The problem here is what you mean. Only you the writer know what you mean. A grammar checker can only guide you. You still have to decide. The main reason we originally wrote Grammar Slammer was to help people with those questions that the grammar checkers ask.

Perhaps, your grammar checker would ask you:

"Do you want 'John loves Mary more than me?' or do you want it so say 'John loves Mary more than I?"
You might not be sure of which is better or which tells what you want to say. You can quickly find this in the Grammar Slammer index under Than with Pronouns. There you would find what you need to know. There it would tell you:

Most of the time when we use a comparison using than or as, we leave words out. This is technically called an elliptical clause--a clause with an ellipsis. An ellipsis is words left out.

Look at it this way. There is a difference between the two following sentences. Both are grammatically correct; they just mean two different things.
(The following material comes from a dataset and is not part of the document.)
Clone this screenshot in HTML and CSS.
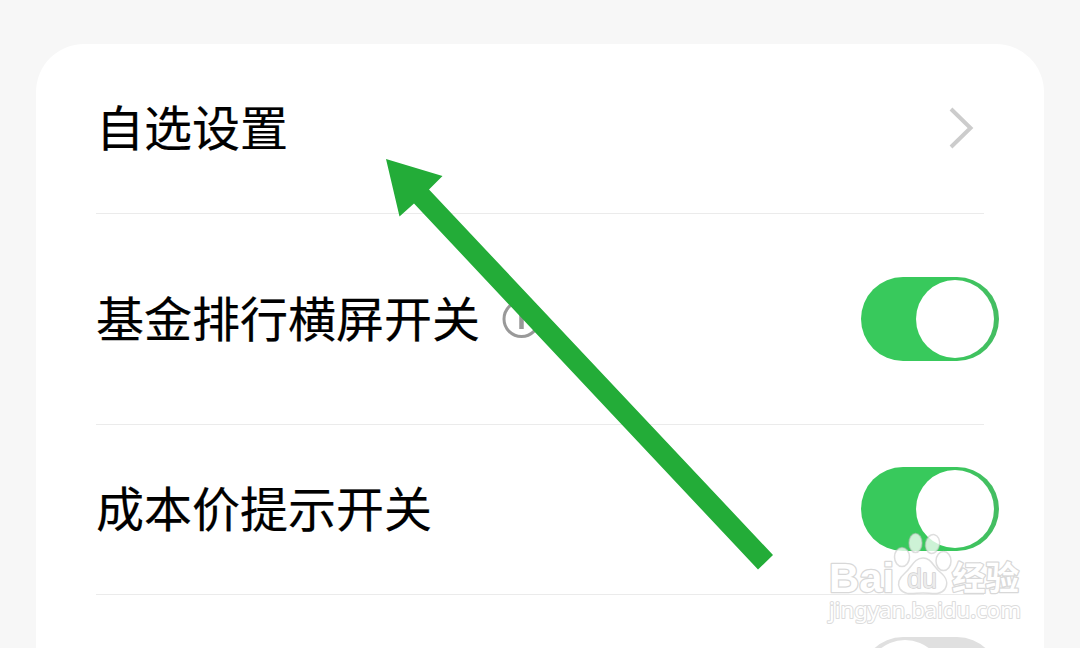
FILE: index.html
```html
<!DOCTYPE html>
<html lang="zh-CN">

<head>
    <meta charset="UTF-8">
    <meta name="viewport" content="width=device-width, initial-scale=1.0">
    <title>自选设置</title>
    <link rel="stylesheet" href="styles.css">
</head>

<body>

    <main class="card">
        <div class="row">
            <span class="label">自选设置</span>
            <svg class="chevron" viewBox="0 0 26 42">
                <path d="M2 2 L21.5 21 L2 40" />
            </svg>
        </div>

        <div class="row row-tall">
            <span class="label">基金排行横屏开关</span>
            <svg class="info" viewBox="0 0 40 40">
                <circle cx="20.5" cy="20" r="17.5" />
                <path d="M20.5 10 V13.5 M20.5 15 V30" />
            </svg>
            <div class="switch on"></div>
        </div>

        <div class="row">
            <span class="label">成本价提示开关</span>
            <div class="switch on"></div>
        </div>

        <div class="row">
            <div class="switch"></div>
        </div>
    </main>

    <!-- Arrow pointing at the first row -->
    <svg class="arrow" viewBox="0 0 1080 648">
        <polygon points="386,159 442.5,176 429,189.5 773,555 758,569.5 414,203.5 399.5,216.5" />
    </svg>

    <svg class="watermark" viewBox="0 0 210 100">
        <g class="paw">
            <ellipse cx="82" cy="27" rx="7.5" ry="9.5" />
            <ellipse cx="95.5" cy="13" rx="6.5" ry="9.5" />
            <ellipse cx="112.5" cy="14" rx="7" ry="9.5" transform="rotate(12 112.5 14)" />
            <ellipse cx="123.5" cy="31" rx="7.5" ry="9.5" />
            <path d="M103 28 C94 28 92 37 85 43 C78 49 77 54 80 59 C85 66 94 63 103 63 C112 63 120 66 125 59 C129 52 126 47 120 42 C113 36 111 28 103 28 Z" />
        </g>
        <text class="brand" x="9" y="62" textLength="65" lengthAdjust="spacingAndGlyphs">Bai</text>
        <text class="du" x="87" y="58" textLength="30" lengthAdjust="spacingAndGlyphs">du</text>
        <text class="brand-cn" x="132" y="60" textLength="67" lengthAdjust="spacingAndGlyphs">经验</text>
        <text class="site" x="9" y="88" textLength="192" lengthAdjust="spacingAndGlyphs">jingyan.baidu.com</text>
    </svg>

</body>

</html>
```

FILE: styles.css
```css
body {
    font-family: "Noto Sans CJK SC", sans-serif;
    background-color: #f7f7f7;
    margin: 0;
    height: 648px;
    overflow: hidden;
    position: relative;
}

.card {
    box-sizing: border-box;
    height: 604px;
    margin: 44px 36px 0;
    padding: 0 60px;
    background-color: #fff;
    border-radius: 48px 48px 0 0;
    overflow: hidden;
}

.row {
    display: flex;
    align-items: center;
    box-sizing: border-box;
    height: 170px;
    padding-bottom: 1px;
    border-bottom: 1px solid #ebebeb;
}

.row-tall {
    height: 211px;
    padding-bottom: 0;
}

.label {
    font-size: 48px;
    line-height: 70px;
    padding-bottom: 6px;
    color: #000;
    -webkit-text-stroke: 0.2px #000;
}

.chevron {
    width: 26px;
    height: 42px;
    margin-left: auto;
    margin-right: 9px;
    fill: none;
    stroke: #ccc;
    stroke-width: 4;
}

.info {
    width: 40px;
    height: 40px;
    margin-left: 21px;
    fill: none;
    stroke: #999;
    stroke-width: 3;
}

.info path {
    stroke-width: 4.5;
}

/* Toggle */
.switch {
    display: flex;
    box-sizing: border-box;
    width: 138px;
    height: 84px;
    padding: 3px 5px;
    margin-left: auto;
    margin-right: -15px;
    border-radius: 42px;
    background-color: #e0e0e0;
}

.switch::after {
    content: "";
    width: 78px;
    height: 78px;
    border-radius: 50%;
    background-color: #fff;
}

.switch.on {
    justify-content: flex-end;
    background: linear-gradient(to right, #38c95c 60%, #45bd62);
}

.arrow {
    position: absolute;
    left: 0;
    top: 0;
    width: 1080px;
    height: 648px;
    fill: #23ac38;
}

/* Watermark in the corner */
.watermark {
    position: absolute;
    left: 820px;
    top: 530px;
    width: 210px;
    height: 100px;
    fill: #fff;
    stroke: #d8d8d8;
    stroke-width: 2.5;
    stroke-linejoin: round;
    paint-order: stroke;
}

.paw {
    fill: rgba(255, 255, 255, 0.75);
    stroke: rgba(190, 190, 190, 0.5);
    stroke-width: 1.5;
    paint-order: normal;
}

.brand {
    font: bold 41px "Liberation Sans", sans-serif;
}

.du {
    font: 28px "Liberation Sans", sans-serif;
    fill: #ececec;
    stroke: #d0d0d0;
    stroke-width: 1.5;
}

.brand-cn {
    font: bold 33px "Noto Sans CJK SC", sans-serif;
}

.site {
    font: 22px "Noto Sans", sans-serif;
    stroke: #dcdcdc;
    stroke-width: 2;
}
```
He likes you more than me.

He likes you more than I.

Think of what words are left out:

He likes you more than I do.
(I is the subject)

He likes you more than he likes me.
(Me is the direct object)

Now you have something to go on. But can you see why the grammar checker has to ask a question and not simply "make a correction"? The grammar checker doesn't know your relationship to John and Mary! Only you do! Only you, the writer, can provide the meaning.

The grammar is a tool to help you convey the meaning. The grammar checker can help you make the meaning easier to understand. But ultimately, even with the best grammar checker, the meaning is ultimately what you want to say it is.

A Few Quick Examples of Sentences Ending in Prepositions

We apologize to anyone who thinks we are beating a dead horse, but we came across a couple of examples that we could not resist using to illustrate that the use of prepositions ending sentences is commonly used by the best writers.

Last time we cited the King James Bible--and none of those translators would want to blame God for bad grammar!

This time we call your attention to Shakespeare's most famous speech, the "To be or not to be" soliloquy from Hamlet. This speech has two instances of ending thoughts with prepositions, and there are only seven sentences in the whole speech.

"By a sleep to say we end
The heartaches and the thousand natural shocks
That flesh is heir to."
This is a clause inserted into a sentence but it does express a complete thought and ends with the word "to." Hamlet also says in the same speech:
"Who would these fardels bear,
To grunt and sweat under a weary life,
But that the dread of something after death--
The undiscover'd country, from whose bourn
No traveller returns-- puzzles the will,
And makes us rather bear those ills we have
Than fly to others that we know not of?"

A key sentence in the famous novel of survival, Robinson Crusoe, also ends with a preposition. We must point out that this sentence is an important one in which the narrator shares his purpose for telling the story. While it may not be as famous as Hamlet's speech, it is important to the understanding of Defoe's novel.

"And thus I have given the first part of a life of fortune and adventure, a life of Providence's checker-work, and of a variety which the world will seldom be able to show the like of."
We should point out that while Defoe is famous today mostly for the novels that he wrote, he actually made his living for many years as a magazine editor. He knew standard English. Like Shakespeare, he was not terribly concerned about sentences ending in prepositions.

We repeat what we said last issue:

If you think that a preposition at the end of a sentence might offend someone in your audience, then avoid it when you are writing to that audience. Communication is important, but so is good will.